Paper (PDF): http://delivery.acm.org/10.1145/3360000/3355601/p379-Anderson.pdf
The Transport Layer Security (TLS) protocol has evolved in response to different attacks and is increasingly relied on to secure Internet communications. Web browsers have led the adoption of newer and more secure cryptographic algorithms and protocol versions, and thus improved the security of the TLS ecosystem. Other application categories, however, are increasingly using TLS, but too often are relying on obsolete and insecure protocol options, as we found through a study of applications that use TLS at global enterprises. To understand in detail what applications are using TLS, and how they are using it, we developed a novel system for obtaining process information from end hosts and fusing it with network data to produce a TLS fingerprint knowledge base. This data has a rich set of context for each fingerprint, is representative of enterprise TLS deployments, and is automatically updated from ongoing data collection. Our dataset is based on 96 million endpoint-labeled and 2.4 billion unlabeled TLS sessions obtained from enterprise edge networks in five countries, plus millions of sessions from a malware analysis sandbox. We actively maintain an open source dataset that, at 2,200+ fingerprints and counting, is both the largest and most informative ever published. In this paper, we use the knowledge base to identify trends in enterprise TLS applications beyond the browser: application categories such as storage, communication, system, and email. We study fingerprint prevalence, longevity, and succession across application versions, and identified a rise in the use of TLS by non-browser applications and a corresponding decline in the fraction of sessions using version 1.3. Finally, we highlight the shortcomings of na\"{i}vely applying TLS fingerprinting to detect malware, and we present recent trends in malware's use of TLS such as the adoption of cipher suite randomization.
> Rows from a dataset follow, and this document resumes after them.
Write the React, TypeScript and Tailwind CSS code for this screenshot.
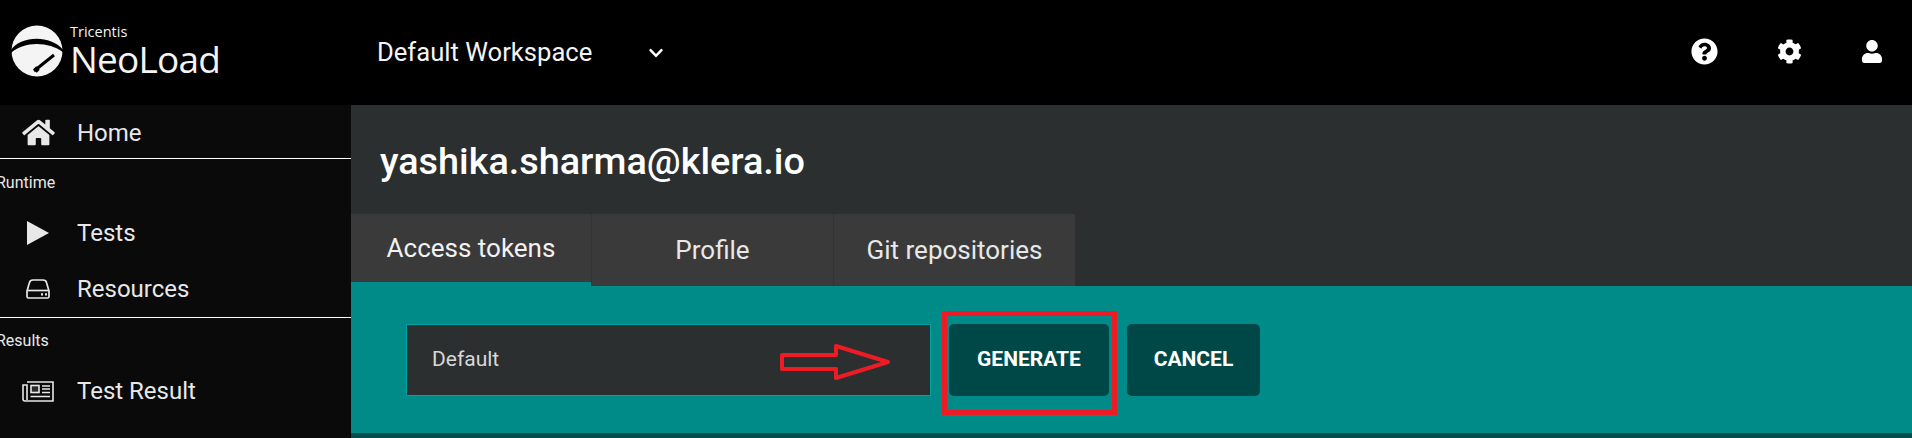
import type { ComponentType } from "react";
import {
  FaChartLine,
  FaChevronDown,
  FaCog,
  FaHome,
  FaQuestionCircle,
  FaUser,
} from "react-icons/fa";

const PlayIcon = ({ className }: { className?: string }) => (
  <svg viewBox="0 0 22 24" className={className} fill="currentColor">
    <path d="M0 0L22 12L0 24Z" />
  </svg>
);

const DriveIcon = ({ className }: { className?: string }) => (
  <svg viewBox="0 0 24 20" className={className} fill="none" stroke="currentColor" strokeWidth="1.7">
    <path d="M1 12L3.5 3.5Q4 1 7 1H17Q20 1 20.5 3.5L23 12V17.5Q23 19 21.5 19H2.5Q1 19 1 17.5Z" />
    <path d="M1 11.5H23" />
    <path d="M15 15.3H17M19 15.3H21" strokeWidth="2.2" />
  </svg>
);

const NewsIcon = ({ className }: { className?: string }) => (
  <svg viewBox="0 0 32 21" className={className} fill="none" stroke="currentColor" strokeWidth="1.6">
    <path d="M5 1H31V20H3Q1 20 1 18V4H5V19" />
    <rect x="9" y="4.5" width="8" height="7" fill="currentColor" fillOpacity="0.15" />
    <path d="M20 5H28M20 8H28M20 11.5H28M8.5 15.5H28" />
  </svg>
);

const NavItem = ({
  label,
  icon: Icon,
  iconClass,
  className = "h-14",
}: {
  label: string;
  icon: ComponentType<{ className?: string }>;
  iconClass: string;
  className?: string;
}) => (
  <div className={`flex shrink-0 items-center text-[24px] text-[#e8e8e8] ${className}`}>
    <div className="flex w-[77px] justify-center pr-[1px]">
      <Icon className={iconClass} />
    </div>
    {label}
  </div>
);

const SectionLabel = ({ label, className }: { label: string; className: string }) => (
  <div className={`flex shrink-0 items-center text-[16px] text-[#e8e8e8] ${className}`}>{label}</div>
);

const Logo = () => (
  <div className="flex items-center pb-[3px]">
    <svg viewBox="0 0 52 52" className="ml-[11px] h-[52px] w-[52px]">
      <circle cx="26" cy="26" r="25.5" fill="#f4f4f4" />
      <path d="M-1 27C6 11 40 8 53 26L53 28C38 16 12 16 -1 29Z" fill="#000" />
      <path d="M23 46L43 30" stroke="#000" strokeWidth="3" fill="none" />
      <path d="M24 46L27 43" stroke="#000" strokeWidth="5" fill="none" />
    </svg>
    <div className="ml-[7px] flex flex-col font-['Open_Sans',sans-serif] font-medium text-[#f4f4f4]">
      <span className="h-[18px] text-[14.5px] leading-[27px]">Tricentis</span>
      <span className="h-[48px] text-[37px] leading-[46px] tracking-[-0.8px]">NeoLoad</span>
    </div>
  </div>
);

const Tab = ({ label, active }: { label: string; active?: boolean }) => (
  <div
    className={
      active
        ? "flex w-[240px] items-center justify-center border-b-4 border-[#008a88] bg-[#3a3a3a] text-[26px] text-[#f2f2f2]"
        : "flex w-[242px] items-center justify-center border-l border-[#333333] bg-[#3a3a3a] text-[26px] text-[#e8e8e8]"
    }
  >
    {label}
  </div>
);

export default function App() {
  return (
    <div className="flex h-[438px] w-[1912px] flex-col overflow-hidden bg-black font-['Roboto',sans-serif]">
      <header className="flex h-[105px] shrink-0 items-center bg-black">
        <div className="w-[377px] shrink-0">
          <Logo />
        </div>
        <span className="w-[271px] text-[25.6px] text-[#f4f4f4]">Default Workspace</span>
        <FaChevronDown className="h-[16px] w-[16px] text-white" />
        <div className="ml-auto flex items-center pb-[3px] pr-[29px] text-white">
          <FaQuestionCircle className="h-[27px] w-[27px]" />
          <FaCog className="ml-[59px] h-[25px] w-[25px]" />
          <FaUser className="ml-[59px] h-[23px] w-[22px]" />
        </div>
      </header>

      <div className="flex min-h-0 flex-1">
        <aside className="flex w-[351px] shrink-0 flex-col overflow-hidden bg-[#0a0a0a]">
          <NavItem label="Home" icon={FaHome} iconClass="h-[29px] w-[33px]" className="h-[54px] border-b border-white pt-[2px]" />
          <SectionLabel label="Runtime" className="-ml-[4px] h-[46px] pt-[1px]" />
          <NavItem label="Tests" icon={PlayIcon} iconClass="h-[24px] w-[22px]" />
          <NavItem label="Resources" icon={DriveIcon} iconClass="h-[20px] w-[24px]" className="h-[57px] border-b border-white" />
          <SectionLabel label="Results" className="-ml-[4px] h-[44px] pt-[1px]" />
          <NavItem label="Test Result" icon={NewsIcon} iconClass="h-[21px] w-[32px]" className="h-14 pt-[2px]" />
          <NavItem label="Trends" icon={FaChartLine} iconClass="h-[36px] w-[26px]" className="h-[76px]" />
        </aside>

        <main className="flex min-w-0 flex-1 flex-col bg-[#2b2f2f]">
          <h1 className="flex h-[109px] shrink-0 items-center pl-[29px] pt-[3px] text-[37.8px] font-medium text-white">
            yashika.sharma@klera.io
          </h1>
          <div className="flex h-[72px] shrink-0">
            <Tab label="Access tokens" active />
            <Tab label="Profile" />
            <Tab label="Git repositories" />
          </div>
          <section className="flex h-[147px] shrink-0 items-start gap-[18px] bg-[#008a88] pl-[55px] pt-[38px]">
            <div className="relative flex h-[72px] w-[525px] items-center border border-[#00a3a3] bg-[#2b2f2f] pl-[25px] text-[21px] text-[#d8d8d8]">
              Default
              <svg viewBox="0 0 112 36" className="absolute left-[373px] top-[19px] h-[36px] w-[112px]">
                <path
                  d="M2 11H56V2L108 18L56 34V25H2Z"
                  fill="none"
                  stroke="#ed1c24"
                  strokeWidth="4"
                  strokeLinejoin="round"
                />
              </svg>
            </div>
            <div className="relative">
              <button className="flex h-[72px] w-[160px] items-center justify-center rounded-[5px] bg-[#004848] text-[21px] font-bold text-white">
                GENERATE
              </button>
              <div className="absolute -bottom-[19px] -left-[7px] -right-[8px] -top-[13px] border-[5px] border-[#ed1c24]" />
            </div>
            <button className="flex h-[72px] w-[133px] items-center justify-center rounded-[5px] bg-[#004848] text-[21px] font-bold text-white">
              CANCEL
            </button>
          </section>
          <div className="h-[5px] shrink-0 bg-[#004f4f]" />
        </main>
      </div>
    </div>
  );
}
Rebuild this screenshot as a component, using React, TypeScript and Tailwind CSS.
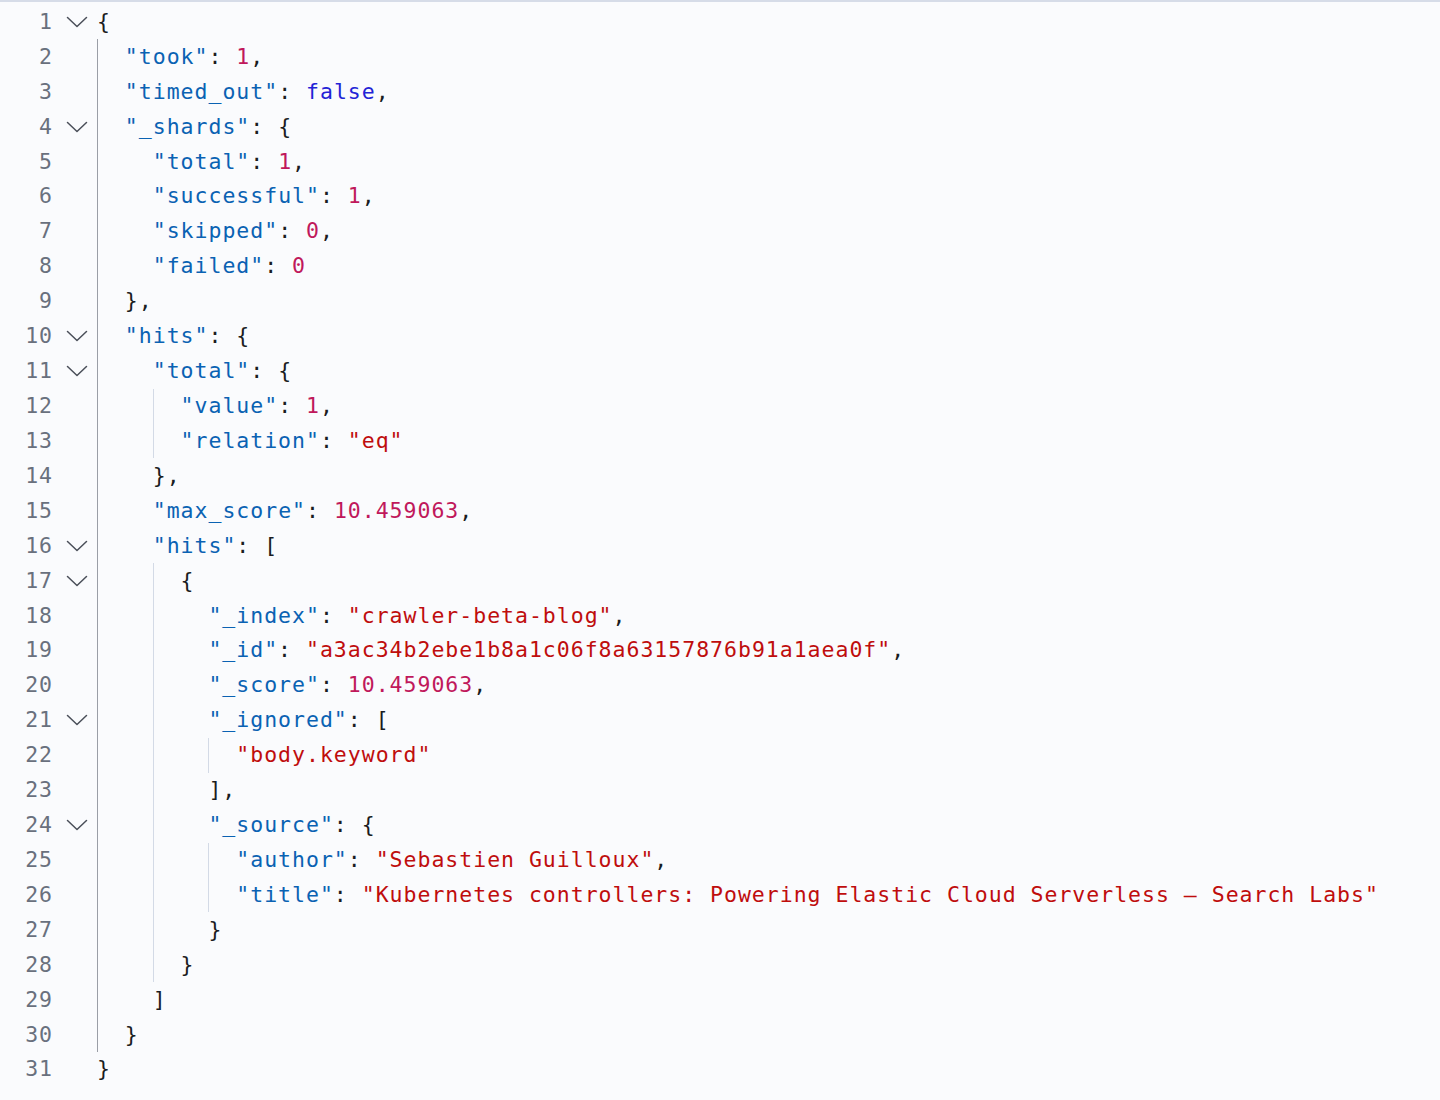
import React from 'react'

type Tok = [string, string]

const tone: Record<string, string> = {
  p: 'text-[#1a1c21]',
  k: 'text-[#0a62b3]',
  s: 'text-[#bf0d0d]',
  n: 'text-[#c0185b]',
  b: 'text-[#2323d6]',
}

const k = (t: string): Tok => ['k', `"${t}"`]
const s = (t: string): Tok => ['s', `"${t}"`]
const n = (t: string): Tok => ['n', t]
const p = (t: string): Tok => ['p', t]

const lines: { level: number; fold?: boolean; toks: Tok[] }[] = [
  { level: 0, fold: true, toks: [p('{')] },
  { level: 1, toks: [k('took'), p(': '), n('1'), p(',')] },
  { level: 1, toks: [k('timed_out'), p(': '), ['b', 'false'], p(',')] },
  { level: 1, fold: true, toks: [k('_shards'), p(': {')] },
  { level: 2, toks: [k('total'), p(': '), n('1'), p(',')] },
  { level: 2, toks: [k('successful'), p(': '), n('1'), p(',')] },
  { level: 2, toks: [k('skipped'), p(': '), n('0'), p(',')] },
  { level: 2, toks: [k('failed'), p(': '), n('0')] },
  { level: 1, toks: [p('},')] },
  { level: 1, fold: true, toks: [k('hits'), p(': {')] },
  { level: 2, fold: true, toks: [k('total'), p(': {')] },
  { level: 3, toks: [k('value'), p(': '), n('1'), p(',')] },
  { level: 3, toks: [k('relation'), p(': '), s('eq')] },
  { level: 2, toks: [p('},')] },
  { level: 2, toks: [k('max_score'), p(': '), n('10.459063'), p(',')] },
  { level: 2, fold: true, toks: [k('hits'), p(': [')] },
  { level: 3, fold: true, toks: [p('{')] },
  { level: 4, toks: [k('_index'), p(': '), s('crawler-beta-blog'), p(',')] },
  { level: 4, toks: [k('_id'), p(': '), s('a3ac34b2ebe1b8a1c06f8a63157876b91a1aea0f'), p(',')] },
  { level: 4, toks: [k('_score'), p(': '), n('10.459063'), p(',')] },
  { level: 4, fold: true, toks: [k('_ignored'), p(': [')] },
  { level: 5, toks: [s('body.keyword')] },
  { level: 4, toks: [p('],')] },
  { level: 4, fold: true, toks: [k('_source'), p(': {')] },
  { level: 5, toks: [k('author'), p(': '), s('Sebastien Guilloux'), p(',')] },
  {
    level: 5,
    toks: [k('title'), p(': '), s('Kubernetes controllers: Powering Elastic Cloud Serverless – Search Labs')],
  },
  { level: 4, toks: [p('}')] },
  { level: 3, toks: [p('}')] },
  { level: 2, toks: [p(']')] },
  { level: 1, toks: [p('}')] },
  { level: 0, toks: [p('}')] },
]

function Chevron() {
  return (
    <svg width="22" height="12" viewBox="0 0 22 12" fill="none" className="text-[#4a4f59]">
      <path d="M1.5 1.5 11 10.5 20.5 1.5" stroke="currentColor" strokeWidth="1.5" strokeLinecap="round" strokeLinejoin="round" />
    </svg>
  )
}

function guide(i: number) {
  if (i === 0) return 'border-l border-[#9a9ea6]'
  if (i % 2 === 0) return 'border-l border-[#d3dae6]'
  return ''
}

export default function App() {
  return (
    <div className="min-h-[1100px] w-full border-t-2 border-[#d6dce8] bg-[#fafbfd] pt-[2.5px] font-['DejaVu_Sans_Mono',monospace] text-[21.5px] tracking-[0.99px]">
      {lines.map((line, idx) => (
        <div key={idx} className="flex h-[34.93px] items-center whitespace-pre">
          <div className="w-[53px] text-right text-[#69707d]">{idx + 1}</div>
          <div className="flex w-[44px] items-center justify-center pl-[4px]">{line.fold && <Chevron />}</div>
          <div className="flex h-full items-center">
            {Array.from({ length: line.level }).map((_, i) => (
              <span key={i} className={`h-full w-[27.86px] ${guide(i)}`} />
            ))}
            <span>
              {line.toks.map(([t, v], j) => (
                <span key={j} className={tone[t]}>
                  {v}
                </span>
              ))}
            </span>
          </div>
        </div>
      ))}
    </div>
  )
}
A Look at the ECS Behavior of DNS Resolvers (Rami Al-Dalky and Michael Rabinovich (Case Western Reserve University), Kyle Schomp (Akamai Technologies))

Paper (PDF): http://delivery.acm.org/10.1145/3360000/3355586/p116-Al-Dalky.pdf
Content delivery networks (CDNs) commonly use DNS to map end-users to the best edge servers. A recently proposed EDNS0-Client-Subnet (ECS) extension allows recursive resolvers to include end-user subnet information in DNS queries, so that authoritative nameservers, especially those belonging to CDNs, could use this information to improve user mapping. In this paper, we study the ECS behavior of ECS-enabled recursive resolvers from the perspectives of the opposite sides of a DNS interaction, the authoritative nameservers of a major CDN and a busy DNS resolution service. We find a range of erroneous (i.e., deviating from the protocol specification) and detrimental (even if compliant) behaviors that may unnecessarily erode client privacy, reduce the effectiveness of DNS caching, diminish ECS benefits, and in some cases turn ECS from facilitator into an obstacle to authoritative nameservers' ability to optimize user-to-edge-server mappings.

Characterizing JSON Traffic Patterns on a CDN (Santiago Vargas and Aruna Balasubramanian (Stony Brook University), Moritz Steiner and Utkarsh Goel (Akamai))

Paper (PDF): http://delivery.acm.org/10.1145/3360000/3355594/p195-Vargas.pdf
Content delivery networks serve a major fraction of the Internet traffic, and their geographically deployed infrastructure makes them a good vantage point to observe traffic access patterns. We perform a large-scale investigation to characterize Web traffic patterns observed from a major CDN infrastructure. Specifically, we discover that responses with 'application/json' content-type form a growing majority of all HTTP requests. As a result, we seek to understand what types of devices and applications are requesting JSON objects and explore opportunities to optimize CDN delivery of JSON traffic. Our study shows that mobile applications account for at least 52% of JSON traffic on the CDN and embedded devices account for another 12% of all JSON traffic. We also find that more than 55% of JSON traffic on the CDN is uncacheable, showing that a large portion of JSON traffic on the CDN is dynamic. By further looking at patterns of periodicity in requests, we find that 6.3% of JSON traffic is periodically requested and reflects the use of (partially) autonomous software systems, IoT devices, and other kinds of machine-to-machine communication. Finally, we explore dependencies in JSON traffic through the lens of ngram models and find that these models can capture patterns between subsequent requests. We can potentially leverage this to prefetch requests, improving the cache hit ratio.